- Exercise requirements
Can you print the data exactly and leave out each image?

- Recorded data
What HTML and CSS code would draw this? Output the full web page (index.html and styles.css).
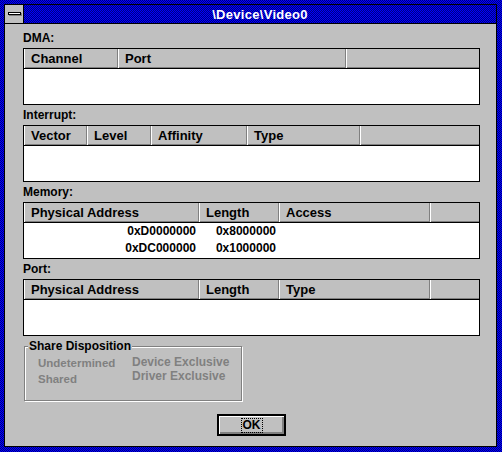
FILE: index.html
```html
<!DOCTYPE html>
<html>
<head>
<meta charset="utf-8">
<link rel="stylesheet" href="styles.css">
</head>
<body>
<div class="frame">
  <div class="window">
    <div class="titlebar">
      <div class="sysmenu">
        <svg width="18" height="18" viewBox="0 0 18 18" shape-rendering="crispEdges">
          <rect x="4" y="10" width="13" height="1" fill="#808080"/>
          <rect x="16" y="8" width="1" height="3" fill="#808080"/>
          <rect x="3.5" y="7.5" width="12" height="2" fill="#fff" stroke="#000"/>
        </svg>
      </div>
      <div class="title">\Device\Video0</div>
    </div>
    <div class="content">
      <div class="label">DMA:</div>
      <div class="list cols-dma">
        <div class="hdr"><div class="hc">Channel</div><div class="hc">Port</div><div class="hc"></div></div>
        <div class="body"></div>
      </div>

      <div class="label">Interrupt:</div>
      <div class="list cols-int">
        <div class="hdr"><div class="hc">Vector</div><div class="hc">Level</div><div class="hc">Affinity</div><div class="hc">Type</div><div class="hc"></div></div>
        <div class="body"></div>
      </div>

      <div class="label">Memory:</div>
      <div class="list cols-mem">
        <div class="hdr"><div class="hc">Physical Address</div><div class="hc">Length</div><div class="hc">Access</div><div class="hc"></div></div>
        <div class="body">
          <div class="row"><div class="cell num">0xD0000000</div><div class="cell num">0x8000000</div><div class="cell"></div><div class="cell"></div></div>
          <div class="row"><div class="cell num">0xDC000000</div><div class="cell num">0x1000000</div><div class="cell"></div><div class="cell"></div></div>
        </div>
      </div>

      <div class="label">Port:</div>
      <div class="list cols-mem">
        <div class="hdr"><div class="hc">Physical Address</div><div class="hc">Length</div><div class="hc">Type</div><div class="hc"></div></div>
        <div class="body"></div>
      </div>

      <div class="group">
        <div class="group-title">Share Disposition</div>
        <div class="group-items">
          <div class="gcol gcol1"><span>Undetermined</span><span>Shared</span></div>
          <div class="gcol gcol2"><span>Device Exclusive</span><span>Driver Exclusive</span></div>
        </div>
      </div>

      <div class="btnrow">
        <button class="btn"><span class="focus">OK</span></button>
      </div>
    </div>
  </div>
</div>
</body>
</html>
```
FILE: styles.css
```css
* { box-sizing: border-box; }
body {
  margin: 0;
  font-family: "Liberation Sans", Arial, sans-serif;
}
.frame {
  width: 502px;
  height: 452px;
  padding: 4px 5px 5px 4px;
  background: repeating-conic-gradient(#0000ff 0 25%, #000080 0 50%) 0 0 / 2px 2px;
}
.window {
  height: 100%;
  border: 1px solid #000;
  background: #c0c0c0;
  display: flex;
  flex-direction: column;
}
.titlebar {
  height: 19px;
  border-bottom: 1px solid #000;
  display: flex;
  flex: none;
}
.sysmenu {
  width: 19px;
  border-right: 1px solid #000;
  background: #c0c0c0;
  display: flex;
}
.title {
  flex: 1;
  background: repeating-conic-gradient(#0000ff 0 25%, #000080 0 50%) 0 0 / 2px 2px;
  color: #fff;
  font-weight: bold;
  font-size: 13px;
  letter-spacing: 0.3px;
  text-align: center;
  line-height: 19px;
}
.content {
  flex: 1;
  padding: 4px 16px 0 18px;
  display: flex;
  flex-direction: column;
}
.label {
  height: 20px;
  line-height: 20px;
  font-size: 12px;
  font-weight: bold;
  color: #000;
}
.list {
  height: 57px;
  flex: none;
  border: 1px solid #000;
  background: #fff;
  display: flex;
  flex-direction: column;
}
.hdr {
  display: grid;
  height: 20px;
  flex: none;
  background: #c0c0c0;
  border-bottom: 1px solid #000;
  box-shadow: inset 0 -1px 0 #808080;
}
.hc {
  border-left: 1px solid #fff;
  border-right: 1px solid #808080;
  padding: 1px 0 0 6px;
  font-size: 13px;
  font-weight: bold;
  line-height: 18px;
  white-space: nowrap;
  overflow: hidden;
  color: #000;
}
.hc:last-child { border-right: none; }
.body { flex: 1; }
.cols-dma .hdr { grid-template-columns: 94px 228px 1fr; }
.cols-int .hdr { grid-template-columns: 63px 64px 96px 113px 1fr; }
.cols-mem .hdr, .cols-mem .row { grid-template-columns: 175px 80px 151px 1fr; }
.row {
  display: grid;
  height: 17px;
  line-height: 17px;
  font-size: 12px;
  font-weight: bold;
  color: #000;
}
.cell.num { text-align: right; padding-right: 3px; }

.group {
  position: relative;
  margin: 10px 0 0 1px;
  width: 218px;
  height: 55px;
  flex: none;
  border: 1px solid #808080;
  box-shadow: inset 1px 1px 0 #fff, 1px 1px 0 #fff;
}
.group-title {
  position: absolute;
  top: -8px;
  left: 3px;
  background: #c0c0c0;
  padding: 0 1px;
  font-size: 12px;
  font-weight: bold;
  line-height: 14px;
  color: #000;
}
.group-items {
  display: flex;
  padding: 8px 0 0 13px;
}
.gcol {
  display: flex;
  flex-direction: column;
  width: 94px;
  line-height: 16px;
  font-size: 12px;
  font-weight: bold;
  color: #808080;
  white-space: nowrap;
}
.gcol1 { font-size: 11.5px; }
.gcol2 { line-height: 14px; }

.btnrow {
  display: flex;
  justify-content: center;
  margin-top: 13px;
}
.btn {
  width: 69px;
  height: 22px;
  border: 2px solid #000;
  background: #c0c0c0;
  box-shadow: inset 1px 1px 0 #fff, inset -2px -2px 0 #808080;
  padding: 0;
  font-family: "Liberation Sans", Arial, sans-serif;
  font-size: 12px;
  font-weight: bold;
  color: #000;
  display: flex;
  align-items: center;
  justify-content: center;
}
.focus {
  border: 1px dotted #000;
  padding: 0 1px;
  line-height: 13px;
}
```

- Solution to this task
What HTML and CSS code would draw this? Output the full web page (index.html and styles.css).
FILE: index.html
```html
<!DOCTYPE html>
<html>
<head>
<meta charset="utf-8">
<link rel="stylesheet" href="styles.css">
</head>
<body>
<div class="frame">
  <div class="window">
    <div class="titlebar">
      <div class="sysmenu">
        <svg width="18" height="18" viewBox="0 0 18 18" shape-rendering="crispEdges">
          <rect x="4" y="10" width="13" height="1" fill="#808080"/>
          <rect x="16" y="8" width="1" height="3" fill="#808080"/>
          <rect x="3.5" y="7.5" width="12" height="2" fill="#fff" stroke="#000"/>
        </svg>
      </div>
      <div class="title">\Device\Video0</div>
    </div>
    <div class="content">
      <div class="label">DMA:</div>
      <div class="list cols-dma">
        <div class="hdr"><div class="hc">Channel</div><div class="hc">Port</div><div class="hc"></div></div>
        <div class="body"></div>
      </div>

      <div class="label">Interrupt:</div>
      <div class="list cols-int">
        <div class="hdr"><div class="hc">Vector</div><div class="hc">Level</div><div class="hc">Affinity</div><div class="hc">Type</div><div class="hc"></div></div>
        <div class="body"></div>
      </div>

      <div class="label">Memory:</div>
      <div class="list cols-mem">
        <div class="hdr"><div class="hc">Physical Address</div><div class="hc">Length</div><div class="hc">Access</div><div class="hc"></div></div>
        <div class="body">
          <div class="row"><div class="cell num">0xD0000000</div><div class="cell num">0x8000000</div><div class="cell"></div><div class="cell"></div></div>
          <div class="row"><div class="cell num">0xDC000000</div><div class="cell num">0x1000000</div><div class="cell"></div><div class="cell"></div></div>
        </div>
      </div>

      <div class="label">Port:</div>
      <div class="list cols-mem">
        <div class="hdr"><div class="hc">Physical Address</div><div class="hc">Length</div><div class="hc">Type</div><div class="hc"></div></div>
        <div class="body"></div>
      </div>

      <div class="group">
        <div class="group-title">Share Disposition</div>
        <div class="group-items">
          <div class="gcol gcol1"><span>Undetermined</span><span>Shared</span></div>
          <div class="gcol gcol2"><span>Device Exclusive</span><span>Driver Exclusive</span></div>
        </div>
      </div>

      <div class="btnrow">
        <button class="btn"><span class="focus">OK</span></button>
      </div>
    </div>
  </div>
</div>
</body>
</html>
```
FILE: styles.css
```css
* { box-sizing: border-box; }
body {
  margin: 0;
  font-family: "Liberation Sans", Arial, sans-serif;
}
.frame {
  width: 502px;
  height: 452px;
  padding: 4px 5px 5px 4px;
  background: repeating-conic-gradient(#0000ff 0 25%, #000080 0 50%) 0 0 / 2px 2px;
}
.window {
  height: 100%;
  border: 1px solid #000;
  background: #c0c0c0;
  display: flex;
  flex-direction: column;
}
.titlebar {
  height: 19px;
  border-bottom: 1px solid #000;
  display: flex;
  flex: none;
}
.sysmenu {
  width: 19px;
  border-right: 1px solid #000;
  background: #c0c0c0;
  display: flex;
}
.title {
  flex: 1;
  background: repeating-conic-gradient(#0000ff 0 25%, #000080 0 50%) 0 0 / 2px 2px;
  color: #fff;
  font-weight: bold;
  font-size: 13px;
  letter-spacing: 0.3px;
  text-align: center;
  line-height: 19px;
}
.content {
  flex: 1;
  padding: 4px 16px 0 18px;
  display: flex;
  flex-direction: column;
}
.label {
  height: 20px;
  line-height: 20px;
  font-size: 12px;
  font-weight: bold;
  color: #000;
}
.list {
  height: 57px;
  flex: none;
  border: 1px solid #000;
  background: #fff;
  display: flex;
  flex-direction: column;
}
.hdr {
  display: grid;
  height: 20px;
  flex: none;
  background: #c0c0c0;
  border-bottom: 1px solid #000;
  box-shadow: inset 0 -1px 0 #808080;
}
.hc {
  border-left: 1px solid #fff;
  border-right: 1px solid #808080;
  padding: 1px 0 0 6px;
  font-size: 13px;
  font-weight: bold;
  line-height: 18px;
  white-space: nowrap;
  overflow: hidden;
  color: #000;
}
.hc:last-child { border-right: none; }
.body { flex: 1; }
.cols-dma .hdr { grid-template-columns: 94px 228px 1fr; }
.cols-int .hdr { grid-template-columns: 63px 64px 96px 113px 1fr; }
.cols-mem .hdr, .cols-mem .row { grid-template-columns: 175px 80px 151px 1fr; }
.row {
  display: grid;
  height: 17px;
  line-height: 17px;
  font-size: 12px;
  font-weight: bold;
  color: #000;
}
.cell.num { text-align: right; padding-right: 3px; }

.group {
  position: relative;
  margin: 10px 0 0 1px;
  width: 218px;
  height: 55px;
  flex: none;
  border: 1px solid #808080;
  box-shadow: inset 1px 1px 0 #fff, 1px 1px 0 #fff;
}
.group-title {
  position: absolute;
  top: -8px;
  left: 3px;
  background: #c0c0c0;
  padding: 0 1px;
  font-size: 12px;
  font-weight: bold;
  line-height: 14px;
  color: #000;
}
.group-items {
  display: flex;
  padding: 8px 0 0 13px;
}
.gcol {
  display: flex;
  flex-direction: column;
  width: 94px;
  line-height: 16px;
  font-size: 12px;
  font-weight: bold;
  color: #808080;
  white-space: nowrap;
}
.gcol1 { font-size: 11.5px; }
.gcol2 { line-height: 14px; }

.btnrow {
  display: flex;
  justify-content: center;
  margin-top: 13px;
}
.btn {
  width: 69px;
  height: 22px;
  border: 2px solid #000;
  background: #c0c0c0;
  box-shadow: inset 1px 1px 0 #fff, inset -2px -2px 0 #808080;
  padding: 0;
  font-family: "Liberation Sans", Arial, sans-serif;
  font-size: 12px;
  font-weight: bold;
  color: #000;
  display: flex;
  align-items: center;
  justify-content: center;
}
.focus {
  border: 1px dotted #000;
  padding: 0 1px;
  line-height: 13px;
}
```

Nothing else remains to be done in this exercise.